In this country no such debasement has ever been attempted, and I feel confident that none will ever be tolerated. The changes in the quantity of alloy in the different coins has been made from time to time, not with any idea of debasing them, but for the purpose of preserving the proper relative value between gold and silver. The first coinage act, passed in 1792, provided that the coins should consist of gold, silver, and copper—the coins of cents and half-cents consisting of copper, and the other coins consisting of gold and silver—and that the relative value of gold and silver should be as fifteen to one, that is, that an ounce of gold should be taken as the equal in value of fifteen ounces of silver.

In progress of time, owing to the increased production of silver, particularly from the mines of Mexico and South America, this relative value was changed.

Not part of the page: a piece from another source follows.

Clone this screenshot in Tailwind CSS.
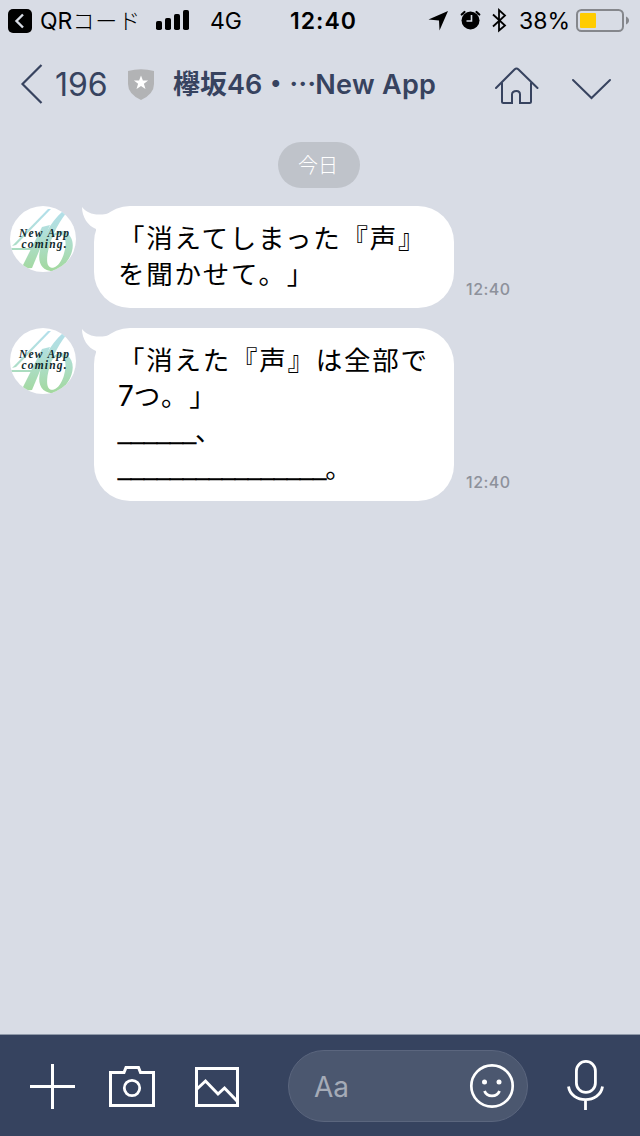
<!DOCTYPE html>
<html lang="ja">
<head>
<meta charset="utf-8">
<meta name="viewport" content="width=640">
<title>Chat</title>
<script src="https://cdn.jsdelivr.net/npm/@tailwindcss/browser@4"></script>
</head>
<body class="w-[640px] h-[1136px] overflow-hidden flex flex-col bg-[#d8dce5] font-['Inter','Noto_Sans_CJK_JP',sans-serif] text-black [text-spacing-trim:space-all]">

<svg class="absolute w-0 h-0" aria-hidden="true">
  <defs>
    <linearGradient id="logo" x1="0" y1="0" x2="0" y2="66" gradientUnits="userSpaceOnUse">
      <stop offset="0" stop-color="#b3dfee"/><stop offset=".45" stop-color="#b0dfd5"/><stop offset="1" stop-color="#a2d89c"/>
    </linearGradient>
    <clipPath id="round"><circle cx="33" cy="33" r="33"/></clipPath>
    <symbol id="avatar" viewBox="0 0 66 66">
      <circle cx="33" cy="33" r="33" fill="#fff"/>
      <g clip-path="url(#round)" fill="url(#logo)">
        <path d="M38 3L41 3L6 39L2 40Z"/>
        <path d="M0 42H29V44H0Z"/>
        <path d="M32 21L40 19L22 62L11 63Z"/>
        <path d="M53 5L57 6C46 20 40 34 37.500 48C36.500 56 37 62 43 62L43 65C32 65 28 57 29.500 47C31 34 40 16 53 5Z"/>
        <path d="M37 38C41 27 50 22 57 27C65 33 64 45 58 54C53 62 47 66 40 65L41 62C47 62 51 56 53.500 49C56 41 57 32 52 29C46 27 41 31 37 41Z"/>
      </g>
    </symbol>
  </defs>
</svg>

<header class="flex h-10 shrink-0 items-center text-[23px] leading-10 pt-0.5">
  <svg class="ml-2 w-6 h-6 shrink-0" viewBox="0 0 24 24"><rect width="24" height="24" rx="5" fill="#000"/><path d="M15 5.500L8.500 12l6.500 6.500" fill="none" stroke="#d8dce5" stroke-width="2.400"/></svg>
  <span class="ml-2 w-[116px] shrink-0 whitespace-nowrap text-[23px]">QR<span class="font-light text-[22px] tracking-[0.9px]">コード</span></span>
  <svg class="w-[34px] h-5 shrink-0 -mt-0.5" viewBox="0 0 34 20"><rect y="11" width="6" height="9" rx="1.800"/><rect x="9" y="8" width="6" height="12" rx="1.800"/><rect x="18" y="4" width="6" height="16" rx="1.800"/><rect x="27" width="6" height="20" rx="1.800"/></svg>
  <span class="ml-5 w-[80px] shrink-0">4G</span>
  <span class="w-[137px] shrink-0 font-semibold tracking-[1px]">12:40</span>
  <svg class="w-[92px] h-10 shrink-0 -mt-0.5" viewBox="427 0 92 40"><path d="M448 11L428.500 19.500L439 20.500L439.500 30.500Z"/><circle cx="470.500" cy="20.500" r="9"/><path d="M461.700 14.500L464.500 12M476.500 12L479.300 14.500" stroke="#000" stroke-width="2.200" stroke-linecap="round"/><path d="M471.500 15V21H466.500" fill="none" stroke="#d8dce5" stroke-width="1.600"/><path d="M493 14.500L505 25.500L499 30.500V10L505 15.500L493 26.500" fill="none" stroke="#000" stroke-width="1.800"/></svg>
  <span class="w-[57px] shrink-0 whitespace-nowrap">38%</span>
  <svg class="w-[54px] h-10 shrink-0 -mt-0.5" viewBox="576 0 54 40"><rect x="577" y="10" width="46" height="21" rx="4.500" fill="none" stroke="#85878c" stroke-width="2"/><rect x="580" y="13" width="16" height="15" rx="1" fill="#fc0"/><path d="M626 16.500c4 1.500 4 6.500 0 8z" fill="#85878c"/></svg>
</header>

<nav class="flex h-[88px] shrink-0 items-center text-[#37435f]">
  <svg class="ml-5 w-[23px] h-10 mt-[-1px] shrink-0" viewBox="20 64 23 40"><path d="M41.500 65L22.500 84L41.500 103" fill="none" stroke="currentColor" stroke-width="2.200"/></svg>
  <span class="ml-3 w-[73px] text-[32px] pt-0.5">196</span>
  <svg class="w-[26px] h-[31px] shrink-0" viewBox="0 0 26 31"><path d="M0 2Q13-1.500 26 2V15Q26 25 13 31Q0 25 0 15Z" fill="#b2b3b5"/><path d="M13 6.500l1.900 5h5.200l-4.200 3.300 1.600 5.200-4.500-3.100-4.500 3.100 1.600-5.200-4.200-3.300h5.200z" fill="#fff"/></svg>
  <h1 class="ml-[19px] w-[322px] flex items-center whitespace-nowrap text-[27px] font-semibold pt-0.5"><span class="font-bold">欅坂</span>46<span class="w-[27px] text-center">・</span><span class="w-[26px] text-center">⋯</span><span class="tracking-[0.3px]">New App</span></h1>
  <svg class="w-[44px] h-10 shrink-0 mt-1" viewBox="495 66 44 40"><path d="M496 88L514.500 69.500Q516.500 67.500 518.500 69.500L537.500 88M502 83V101.500Q502 103 503.500 103H512V94.500Q512 91 516.500 91Q520 91 520 94.500V103H529.500Q531 103 531 101.500V83" fill="none" stroke="currentColor" stroke-width="2" stroke-linecap="round"/></svg>
  <svg class="ml-8 w-[41px] h-6 mt-2.5 shrink-0" viewBox="571 77 41 24"><path d="M573 80L591.500 98L610 80" fill="none" stroke="currentColor" stroke-width="2" stroke-linecap="round"/></svg>
</nav>

<main class="flex flex-1 flex-col pt-[14px]">
  <div class="ml-[278px] flex h-[46px] w-[82px] items-center justify-center rounded-full bg-[#bfc3ca] text-[20px] font-light text-white pr-[2px] pt-[1px]">今日</div>

  <section class="mt-[18px] flex">
    <svg class="ml-[10px] w-[66px] h-[66px] shrink-0" viewBox="0 0 66 66"><use href="#avatar"/><text font-family="Liberation Serif" font-weight="700" font-style="italic" font-size="11.500" fill="#10292c"><tspan x="9" y="31" textLength="50">New App</tspan><tspan x="11.500" y="41.500" textLength="45">coming.</tspan></text></svg>
    <svg class="ml-[6px] w-[30px] h-[26px] -mr-[18px] shrink-0" viewBox="82 206 30 26"><path d="M82 207C87 213 94 216 106 214L112 212V232H96V229C88 226 82 217 82 207Z" fill="#fff"/></svg>
    <div class="h-[102px] w-[360px] rounded-[36px] bg-white pl-6 pt-[14px] whitespace-nowrap text-[26.500px] leading-9 tracking-[1.750px]">「消えてしまった『声』<br>を聞かせて。」</div>
    <time class="ml-[12px] self-end mb-[7px] text-[16px] font-medium leading-6 tracking-[0.5px] text-[#8d919b]">12:40</time>
  </section>

  <section class="mt-5 flex">
    <svg class="ml-[10px] w-[66px] h-[66px] shrink-0" viewBox="0 0 66 66"><use href="#avatar"/><text font-family="Liberation Serif" font-weight="700" font-style="italic" font-size="11.500" fill="#10292c"><tspan x="9" y="30" textLength="50">New App</tspan><tspan x="11.500" y="40.500" textLength="45">coming.</tspan></text></svg>
    <svg class="ml-[6px] w-[30px] h-[26px] -mr-[18px] shrink-0" viewBox="82 206 30 26"><path d="M82 207C87 213 94 216 106 214L112 212V232H96V229C88 226 82 217 82 207Z" fill="#fff"/></svg>
    <div class="h-[173px] w-[360px] rounded-[36px] bg-white pl-6 pt-[14px] whitespace-nowrap text-[26.500px] leading-9 tracking-[1.750px]">
      <div class="h-9">「消えた『声』は全部で</div>
      <div class="h-9"><span class="text-[28px] tracking-[0]">7</span>つ。」</div>
      <div class="flex h-9 leading-[34px]"><span class="font-['Liberation_Sans'] text-[23.400px] tracking-[0] [-webkit-text-stroke:0.6px]">______</span><span class="-ml-px">、</span></div>
      <div class="flex h-9 leading-[34px]"><span class="font-['Liberation_Sans'] text-[23.400px] tracking-[0] [-webkit-text-stroke:0.6px]">________________</span><span class="-ml-px mt-px">。</span></div>
    </div>
    <time class="ml-[12px] self-end mb-[7px] text-[16px] font-medium leading-6 tracking-[0.5px] text-[#8d919b]">12:40</time>
  </section>
</main>

<footer class="flex h-[102px] shrink-0 items-center border-t border-[#8f99a9] bg-[#36435f] text-white">
  <svg class="w-[288px] h-[101px] shrink-0" viewBox="0 1035 288 101" fill="none" stroke="currentColor" stroke-width="3"><path d="M30 1086.500H75M52.500 1064V1109M110.500 1072.500H124L126 1067.500H138.500L140.500 1072.500H153.500V1105.500H110.500ZM196.500 1068.500H237.500V1105.500H196.500ZM197 1089L205.500 1081L218 1094L224.500 1088L237.500 1101.500"/><circle cx="132" cy="1088" r="7.700" stroke-width="2.800"/></svg>
  <div class="flex h-[72px] w-[240px] items-center rounded-full border border-[#5b667e] bg-[#4b576f] pl-[25px] pr-[12px]">
    <span class="flex-1 text-[28px] text-[#a5abb7] pt-0.5">Aa</span>
    <svg class="w-[46px] h-[46px]" viewBox="0 0 46 46"><circle cx="23" cy="23" r="20.700" fill="none" stroke="currentColor" stroke-width="2.700"/><circle cx="15.500" cy="19" r="2.500" fill="#fff"/><circle cx="30" cy="19" r="2.500" fill="#fff"/><path d="M15.500 28C18 34.500 28 34.500 30.500 28" fill="none" stroke="currentColor" stroke-width="2.800"/></svg>
  </div>
  <svg class="ml-[38px] w-[40px] h-[101px] shrink-0" viewBox="566 1035 40 101" fill="none" stroke="currentColor" stroke-width="2.800"><rect x="576.400" y="1061.400" width="19" height="31" rx="9.500"/><path d="M568.500 1086.500C571 1104 600 1104 602.500 1086.500M585.500 1099.500V1110"/></svg>
</footer>
</body>
</html>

Silver declined in relative value to gold until it bore the relation of one to sixteen instead of one to fifteen. The result was that the gold was bought up as soon as coined, being worth intrinsically sixteen times the value of silver, and yet passing by law only at fifteen times such value, and was sent out of the country to be recoined. The attention of congress was called to this change in the relative value of the two metals and the consequent disappearance of gold coin. This led, in 1834, to an act adjusting the rate of gold coin to its true relation to silver coin.

The discovery of gold in California, some years afterwards, and the great production of that metal, again changed in another direction the relative value of the two metals. Gold declined, or in other words, silver was at a premium, and as gold coin before 1834 was bought up, so now silver coin was bought up, and a scarcity of small coin for change was felt in the community. Congress again interfered, and in 1853 reduced the amount of silver in coins representing fractional parts of a dollar, but even then these coins were restricted from being a legal tender for sums exceeding five dollars, although the small silver coins of previous issue continued to be a legal tender for any amount. Silver pieces of the denomination of three cents had been previously authorized in 1851, but were only made a tender for sums of thirty cents and under. These coins did not express their actual value, and their issue was soon stopped, and in 1853 their value was increased to the standard of coins of other fractional parts of a dollar.